旧日本人の組織観 ■
なりふり構わぬ出世主義
出世主義者は、"恥"を知らないので、人事権者に取り入ってたいがいうまく出世してしまう
「会社に養ってもらっている」という負い目を感じているので、「逆らわず、静かにさえしていよう」と思っている
旧日本型組織では、地位さえ得られれば、仕事能力を正面から問われることはない(そんな失礼なことをする奴はみんなで排除するから問題ない)ので、みんな地位を得ることにのみ心を砕くようになる。
地位を得るためには恥を知らぬ者さえ少なくない。「努力して営業成績を上げるよりも、人事権者への直接的な運動が重要だ」という考え方である。「そもそも自分には、仕事上の能力がない」、あるいは「努力するのは面倒くさい」と考えている人間ならば、人事権を持つトップにすり寄ろうと考えるのは戦略的に正しいだろう。そこでサラリーマンはご忠勤に励むことになる。
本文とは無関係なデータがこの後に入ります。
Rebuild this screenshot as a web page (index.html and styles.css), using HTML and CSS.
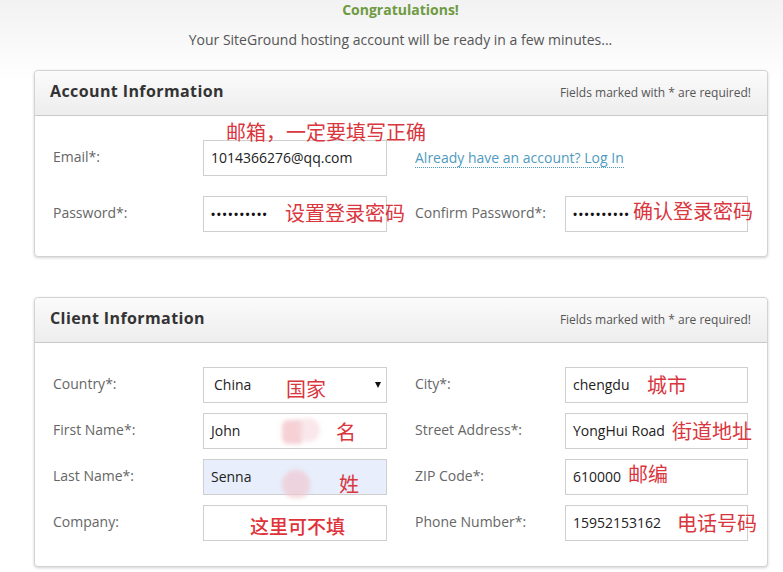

旧日本人は、「会社という機能体の中で、贈答品のやりとりを行うのは異常である」とは考えない。
上司の引っ越しの手伝いをしたり、飲みたくもない酒を付き合ったり、上司の業務上横領を見逃したり。そうした公私混同は、多くの企業では申し送りによって制度化すらされているのである(検察庁内部ですら幹部による業務上横領が横行しており、テレビでの告発を予定していた大阪高等検察庁の幹部検事が取材直前に逮捕されるという茶番すら発生した)。こうした規律の乱れは、企業組織の末端よりも本社機構においての方が多いように見受けられる。
業績が悪かった管理職にとっては、上司に土下座をするくらいで地位が保全されるのであれば安いものだ。こうやって、どちらかというと仕事よりも、人事権者の顔色をうかがうことの方が忙しい人が多くなってくる。
人事権者は、こうした社員たちの心の弱みを一手に握り、束ねることで、政治的な力を蓄えていく。彼らが目標にするのもまた、業績の向上ではなく、自らの出世栄達のみだ。それらが力学的に整理されて派閥が結成され、社内政治に多大かつ無益なエネルギーが費消される。これは会社の私物化にほかならない。
そのような野心を抱かないサラリーマンは、「もの言えば唇寒し」を知っているので、「ただ静かにしているのであれば、たいして仕事ができなくても会社に養いつづけてもらえるだろう」と小さくなっている。「僕は会社に養ってもらっている」という屈辱的な表現すらも平気で使うことができる。こちらはこちらで、世の中の足しにならない消極的な考え方である。